A book of glorious pictures. A history of the human search for the transcendent in the midst of the temporal. The Search is also a story book. Telling stories is something that humans do to create meanings. Without them we just have chronicles, lists of facts, or images, or ideas. When these things are shaped into stories, they become meaningful to one who encounters them. So this book is a book full of stories. There are many individual stories of people whose lives are shaped by the churches where they worship. Through them the temporal and the transcendent come together just as clearly as in the icons of the Nativity. The stories are varied and multi-faceted as life itself, lived under the over-arching presence of the Eternal.

Finally, this book ends with the Stations of the Cross. There could be nothing more fitting than that a story begun with the birth of a child should end with his death. There is not one without the other, and Christ is called the Alpha and Omega. But the Cross is more than that. It is the seed that drops into the ground in order to bring forth much fruit. The death of the One Whose Nativity was sought became, in his death, the birth of the Church.

There are many facets of the Church, many ways to see it through time and place. For the most part, it is studied as history, seen more as a part of temporal politics than as a reflection of the eternal. The Search looks more through the prism of transcendence. It takes us through time and around the globe, bringing forth innumerable objects, large and small, modest and flamboyant to show forth the human vision of the divine. All of this wealth of matter is cherished and enlivened by people, all the people that we meet through all these pages, the people who are the Church, the body of Christ.

Alexis Xenakis is a modern Everyman. He is practical, hardworking, imaginative and enthusiastic. He has always been willing to try new things with his motto for every new undertaking being, “How hard can it be?” He is a man of action; there is always more. More possibilities, more beauty, more accomplishments.

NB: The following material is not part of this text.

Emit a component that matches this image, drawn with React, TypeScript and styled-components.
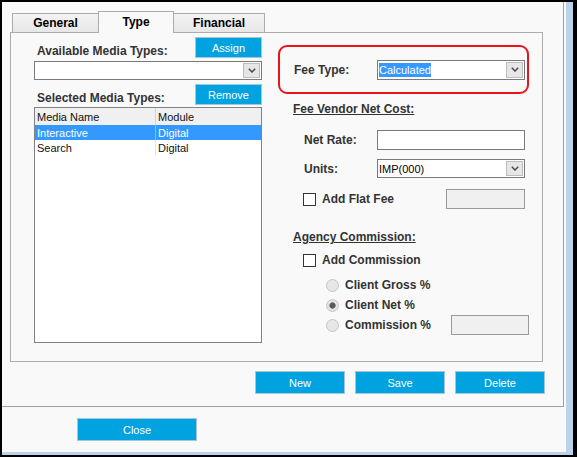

The child-like desire for more becomes, as life goes on, a spiritual yearning, a yearning for the transcendent. For the last ten years Alexis has embodied this passion in a search for the Nativity. It has been a search to record that vision of transcendence that is realized in the icons of Mary with the Christ Child.

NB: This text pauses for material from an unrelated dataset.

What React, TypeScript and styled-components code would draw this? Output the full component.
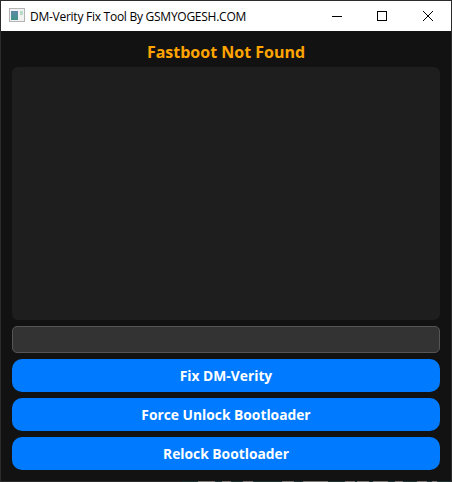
import styled, { createGlobalStyle } from 'styled-components'

const GlobalStyle = createGlobalStyle`
  html, body {
    margin: 0;
    padding: 0;
    background: #121212;
  }
`

const Window = styled.div`
  width: 452px;
  height: 482px;
  box-sizing: border-box;
  display: flex;
  flex-direction: column;
  background: #121212;
  border: 1px solid #2b2b2b;
  border-bottom: none;
  overflow: hidden;
`

const TitleBar = styled.div`
  height: 30px;
  flex: none;
  display: flex;
  align-items: center;
  background: #fff;
`

const AppIcon = styled.svg`
  width: 16px;
  height: 16px;
  margin: 0 5px 0 8px;
  flex: none;
`

const Title = styled.div`
  flex: 1;
  font: 12px "Open Sans", "Noto Sans", sans-serif;
  letter-spacing: -0.26px;
  color: #000;
  white-space: nowrap;
`

const Controls = styled.div`
  display: flex;
  margin-right: 1px;
`

const WinButton = styled.div<{ $wide?: boolean }>`
  width: ${({ $wide }) => ($wide ? '46px' : '45px')};
  height: 30px;
  box-sizing: border-box;
  padding-left: ${({ $wide }) => ($wide ? '19px' : '18px')};
  display: flex;
  align-items: center;
`

const Content = styled.div`
  flex: 1;
  display: flex;
  flex-direction: column;
  padding: 0 11px;
`

const Status = styled.div`
  height: 36px;
  padding-top: 5px;
  box-sizing: border-box;
  display: flex;
  align-items: center;
  justify-content: center;
  font: bold 16px "Open Sans", "Noto Sans", sans-serif;
  color: #ffa500;
`

const LogArea = styled.div`
  height: 253px;
  background: #1e1e1e;
  border-radius: 6px;
`

const InputField = styled.div`
  height: 27px;
  margin-top: 6px;
  box-sizing: border-box;
  background: #333;
  border: 1px solid #555;
  border-radius: 5px;
`

const ActionButton = styled.div`
  height: 33px;
  margin-top: 6px;
  display: flex;
  align-items: center;
  justify-content: center;
  background: #007bff;
  border-radius: 10px;
  color: #fff;
  font: bold 13.8px "Open Sans", "Noto Sans", sans-serif;
`

// the desktop behind the window peeks through on the last pixel row
const DesktopPeek = styled.div`
  height: 1px;
  flex: none;
  margin: 0 -1px;
  background: linear-gradient(
    to right,
    #2b2b2b 183px,
    #1f3533 183px 198px,
    #7d7877 198px 215px,
    #1f3533 215px 222px,
    #7d7877 222px 231px,
    #1f3533 231px 243px,
    #7d7877 243px 253px,
    #1f3533 253px 282px,
    #7d7877 282px 294px,
    #1f3533 294px 303px,
    #7d7877 303px 328px,
    #1f3533 328px 345px,
    #7d7877 345px 355px,
    #1f3533 355px 357px,
    #7d7877 357px 369px,
    #1f3533 369px 373px,
    #7d7877 373px 388px,
    #1f3533 388px 395px,
    #7d7877 395px 403px,
    #1f3533 403px 417px,
    #7d7877 417px 427px,
    #1f3533 427px 432px,
    #7d7877 432px 437px,
    #1f3533 437px
  );
`

const App = () => (
  <>
    <GlobalStyle />
    <Window>
      <TitleBar>
        <AppIcon viewBox="0 0 16 16">
          <defs>
            <linearGradient id="pane" x1="0" y1="0" x2="0" y2="1">
              <stop offset="0" stopColor="#5f86a8" />
              <stop offset="1" stopColor="#3f9488" />
            </linearGradient>
          </defs>
          <rect x="0.5" y="0.5" width="15" height="13" fill="#f2f2f2" stroke="#b4b4b4" />
          <rect x="2" y="3" width="7" height="9" fill="url(#pane)" />
          <rect x="11" y="3" width="3" height="4" fill="#b9dcc8" />
        </AppIcon>
        <Title>DM-Verity Fix Tool By GSMYOGESH.COM</Title>
        <Controls>
          <WinButton>
            <svg width="10" height="10" viewBox="0 0 10 10">
              <path d="M0 5.5H10" stroke="#000" />
            </svg>
          </WinButton>
          <WinButton>
            <svg width="10" height="10" viewBox="0 0 10 10">
              <rect x="0.5" y="0.5" width="9" height="9" fill="none" stroke="#000" />
            </svg>
          </WinButton>
          <WinButton $wide>
            <svg width="10" height="10" viewBox="0 0 10 10">
              <path d="M0 0L10 10M10 0L0 10" stroke="#000" />
            </svg>
          </WinButton>
        </Controls>
      </TitleBar>
      <Content>
        <Status>Fastboot Not Found</Status>
        <LogArea />
        <InputField />
        <ActionButton>Fix DM-Verity</ActionButton>
        <ActionButton>Force Unlock Bootloader</ActionButton>
        <ActionButton>Relock Bootloader</ActionButton>
      </Content>
      <DesktopPeek />
    </Window>
  </>
)

export default App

Why the Nativity? If you ask him, he will tell you that it comes out of his heritage in the Eastern Orthodox Church; that he can use his most personal and effective medium, the camera; that choosing the Nativity narrowed the search and the icons are ubiquitous and beautiful.

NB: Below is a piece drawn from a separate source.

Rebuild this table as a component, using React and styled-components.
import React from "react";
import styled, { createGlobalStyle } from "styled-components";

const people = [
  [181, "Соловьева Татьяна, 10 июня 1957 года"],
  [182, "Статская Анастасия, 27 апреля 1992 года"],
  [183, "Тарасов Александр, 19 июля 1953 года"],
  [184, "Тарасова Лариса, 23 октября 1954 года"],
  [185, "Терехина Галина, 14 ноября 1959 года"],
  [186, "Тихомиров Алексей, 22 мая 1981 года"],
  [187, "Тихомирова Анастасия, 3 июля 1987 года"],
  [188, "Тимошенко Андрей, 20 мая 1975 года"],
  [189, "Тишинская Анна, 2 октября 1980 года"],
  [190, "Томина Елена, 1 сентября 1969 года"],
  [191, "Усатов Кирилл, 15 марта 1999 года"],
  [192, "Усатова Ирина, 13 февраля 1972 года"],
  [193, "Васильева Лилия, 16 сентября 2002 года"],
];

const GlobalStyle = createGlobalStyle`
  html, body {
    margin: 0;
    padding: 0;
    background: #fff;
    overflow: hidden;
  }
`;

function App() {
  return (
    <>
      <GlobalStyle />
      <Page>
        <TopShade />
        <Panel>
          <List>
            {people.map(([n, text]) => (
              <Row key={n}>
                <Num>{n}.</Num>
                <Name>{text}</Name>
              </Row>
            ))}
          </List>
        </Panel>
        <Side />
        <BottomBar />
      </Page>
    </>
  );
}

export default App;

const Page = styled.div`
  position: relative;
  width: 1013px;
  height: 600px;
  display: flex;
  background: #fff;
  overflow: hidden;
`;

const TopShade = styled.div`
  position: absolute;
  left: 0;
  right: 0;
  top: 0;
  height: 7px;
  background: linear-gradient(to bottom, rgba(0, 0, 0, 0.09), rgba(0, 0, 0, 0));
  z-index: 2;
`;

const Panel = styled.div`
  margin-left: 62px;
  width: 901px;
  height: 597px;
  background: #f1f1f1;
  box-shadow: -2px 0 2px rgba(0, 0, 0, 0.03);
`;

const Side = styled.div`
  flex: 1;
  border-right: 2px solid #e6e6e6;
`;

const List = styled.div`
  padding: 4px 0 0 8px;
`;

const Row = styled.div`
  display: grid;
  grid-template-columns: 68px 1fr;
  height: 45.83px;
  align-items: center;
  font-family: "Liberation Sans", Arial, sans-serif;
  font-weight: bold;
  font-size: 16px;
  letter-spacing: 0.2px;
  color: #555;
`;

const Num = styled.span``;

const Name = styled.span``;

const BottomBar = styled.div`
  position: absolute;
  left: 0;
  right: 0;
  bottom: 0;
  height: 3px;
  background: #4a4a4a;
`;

All this is true, but I believe there is another reason: at the Nativity, God appears first to parents, then to shepherds, then to kings, as a baby. A baby brings love into the world. The Gospel of John tells us, “God is love.”

It is that love which raises our mundane and often tragic lives to something amazing and wonderful, worthy of thanks and praise. To search for the Nativity is to search for that same joyful mystery.

When Alexis set off on his pilgrimage it took him to many places, many more places than he thought of or imagined. And he took innumerable and wonderful pictures, many of which appear in this book which is a record of years of pilgrimage and hard work.

On his way he met everyday people. But they were all people who shone with an inner light, with the light of Christ. Alexis spoke with them, heard their stories and has recorded many here. So his journey through glorious images of the Nativity, of God the Baby, opened him to the discovery of the transcendent in the faith of the people he met.

He was turned once again to the love of neighbor blossoming from the love of God. This is the substance of this book. It has informed, elevated and transfigured Alexis’ life and work — his Search.